→ **Given data**:
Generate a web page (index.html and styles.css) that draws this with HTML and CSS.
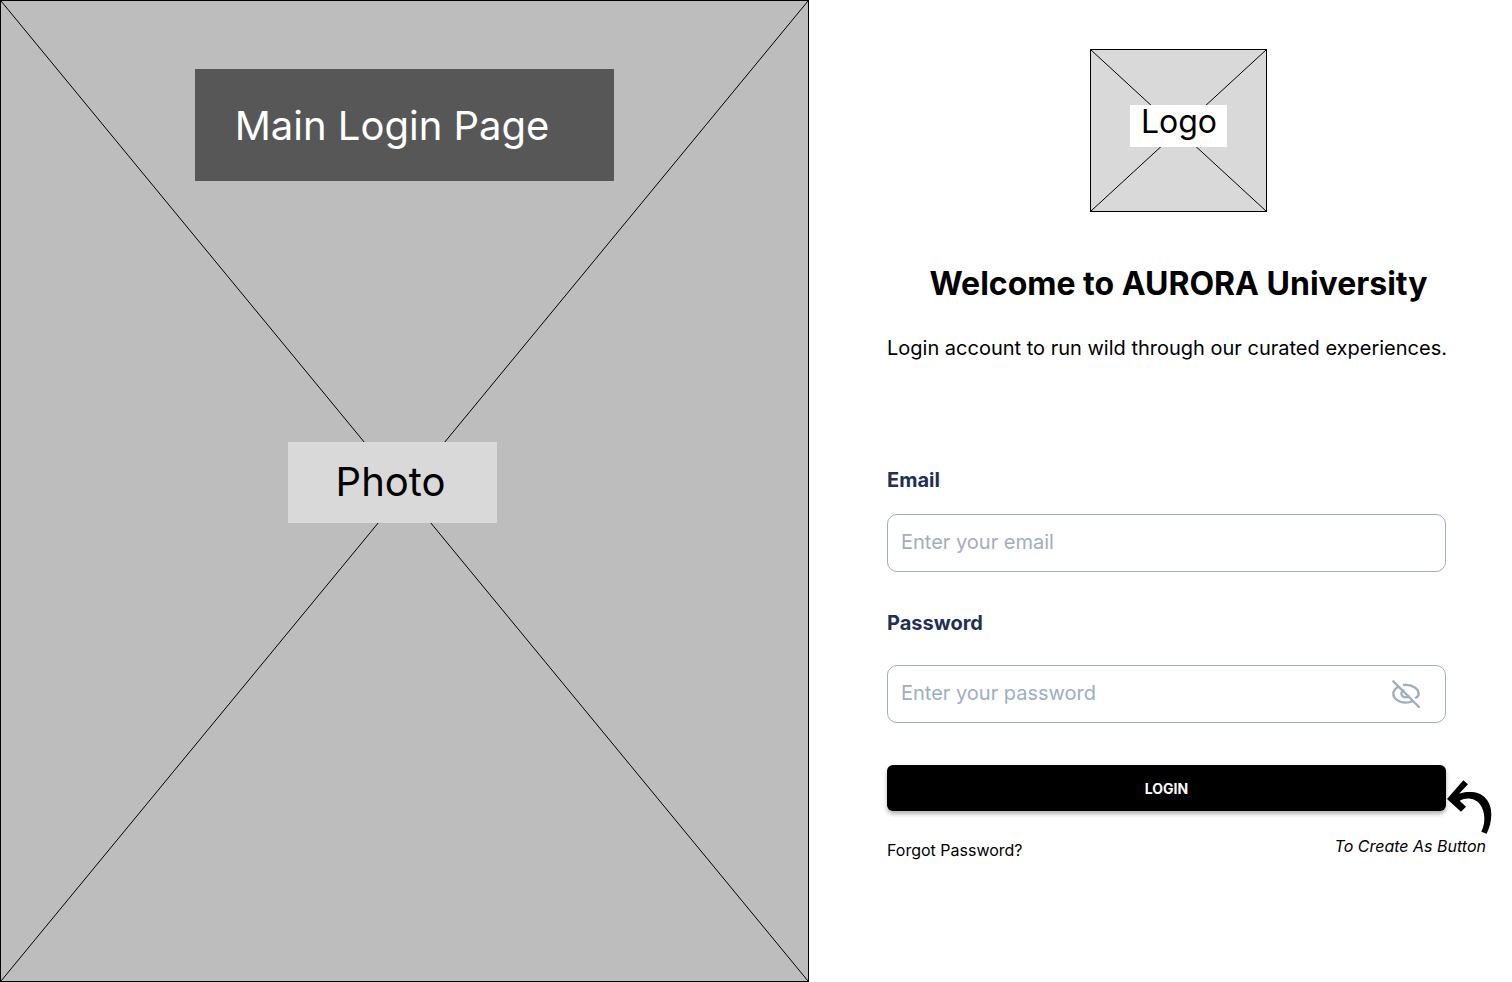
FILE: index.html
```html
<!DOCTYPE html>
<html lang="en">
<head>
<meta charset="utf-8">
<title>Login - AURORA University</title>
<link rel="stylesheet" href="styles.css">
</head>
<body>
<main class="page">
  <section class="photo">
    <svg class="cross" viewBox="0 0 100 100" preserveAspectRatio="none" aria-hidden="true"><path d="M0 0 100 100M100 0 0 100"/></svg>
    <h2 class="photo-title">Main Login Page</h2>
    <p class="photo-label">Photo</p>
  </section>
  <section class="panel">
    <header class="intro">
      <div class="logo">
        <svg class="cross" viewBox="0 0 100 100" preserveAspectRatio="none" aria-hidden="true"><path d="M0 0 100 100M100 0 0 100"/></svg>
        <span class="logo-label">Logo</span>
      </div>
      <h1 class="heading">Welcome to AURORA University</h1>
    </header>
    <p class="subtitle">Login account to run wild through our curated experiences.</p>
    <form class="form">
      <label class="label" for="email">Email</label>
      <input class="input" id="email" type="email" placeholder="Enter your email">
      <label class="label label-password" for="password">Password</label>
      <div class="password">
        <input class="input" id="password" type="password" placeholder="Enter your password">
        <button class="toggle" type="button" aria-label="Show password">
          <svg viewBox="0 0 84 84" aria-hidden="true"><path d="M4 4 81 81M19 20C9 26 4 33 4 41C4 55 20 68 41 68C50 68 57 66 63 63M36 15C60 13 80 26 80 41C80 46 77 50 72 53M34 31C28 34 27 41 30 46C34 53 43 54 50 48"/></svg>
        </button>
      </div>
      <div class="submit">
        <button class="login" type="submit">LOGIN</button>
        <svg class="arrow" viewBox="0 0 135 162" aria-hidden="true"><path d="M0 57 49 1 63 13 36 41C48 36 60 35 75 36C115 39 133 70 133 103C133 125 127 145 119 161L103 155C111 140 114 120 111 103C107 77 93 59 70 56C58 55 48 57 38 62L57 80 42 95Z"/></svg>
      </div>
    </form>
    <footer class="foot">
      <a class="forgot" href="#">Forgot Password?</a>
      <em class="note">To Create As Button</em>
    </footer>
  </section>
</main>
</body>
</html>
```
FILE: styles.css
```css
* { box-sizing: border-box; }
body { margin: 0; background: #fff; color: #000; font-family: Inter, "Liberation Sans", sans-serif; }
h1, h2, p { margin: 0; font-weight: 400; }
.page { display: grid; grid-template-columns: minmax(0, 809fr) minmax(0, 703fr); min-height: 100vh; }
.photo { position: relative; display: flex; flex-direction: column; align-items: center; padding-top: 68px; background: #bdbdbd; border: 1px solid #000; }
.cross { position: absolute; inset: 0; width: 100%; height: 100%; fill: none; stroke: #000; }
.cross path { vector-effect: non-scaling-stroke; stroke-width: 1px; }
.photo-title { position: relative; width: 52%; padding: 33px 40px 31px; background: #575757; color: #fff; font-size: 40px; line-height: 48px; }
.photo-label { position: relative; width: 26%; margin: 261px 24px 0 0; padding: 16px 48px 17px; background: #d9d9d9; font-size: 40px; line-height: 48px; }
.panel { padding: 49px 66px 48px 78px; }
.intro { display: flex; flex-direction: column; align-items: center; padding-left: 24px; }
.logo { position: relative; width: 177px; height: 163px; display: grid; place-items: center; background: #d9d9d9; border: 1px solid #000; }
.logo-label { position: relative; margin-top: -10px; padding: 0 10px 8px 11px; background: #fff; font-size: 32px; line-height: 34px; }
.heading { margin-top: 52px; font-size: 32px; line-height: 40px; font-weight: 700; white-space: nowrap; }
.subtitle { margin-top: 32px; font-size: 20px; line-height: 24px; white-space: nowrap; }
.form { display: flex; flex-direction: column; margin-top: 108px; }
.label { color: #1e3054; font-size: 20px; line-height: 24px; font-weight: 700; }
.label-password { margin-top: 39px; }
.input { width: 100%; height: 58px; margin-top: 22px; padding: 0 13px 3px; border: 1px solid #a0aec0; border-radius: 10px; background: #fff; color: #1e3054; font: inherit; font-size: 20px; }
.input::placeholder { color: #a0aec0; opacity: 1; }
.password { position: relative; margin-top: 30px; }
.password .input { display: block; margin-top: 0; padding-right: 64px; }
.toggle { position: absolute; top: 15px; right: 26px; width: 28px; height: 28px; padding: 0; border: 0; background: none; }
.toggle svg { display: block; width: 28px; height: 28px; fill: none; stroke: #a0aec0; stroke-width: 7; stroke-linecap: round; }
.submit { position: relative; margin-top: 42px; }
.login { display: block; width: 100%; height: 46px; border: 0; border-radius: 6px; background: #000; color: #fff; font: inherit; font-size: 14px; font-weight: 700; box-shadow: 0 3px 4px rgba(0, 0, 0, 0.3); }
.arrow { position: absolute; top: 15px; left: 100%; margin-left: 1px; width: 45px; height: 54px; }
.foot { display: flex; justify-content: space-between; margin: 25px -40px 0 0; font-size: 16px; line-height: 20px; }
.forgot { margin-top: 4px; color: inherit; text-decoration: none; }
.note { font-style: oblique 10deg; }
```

→ **Task instructions**:
Copy each line of the listing in which the word "styles" can be found.

→ **Output**:
Generate a web page (index.html and styles.css) that draws this with HTML and CSS.
<link rel="stylesheet" href="styles.css">
FILE: styles.css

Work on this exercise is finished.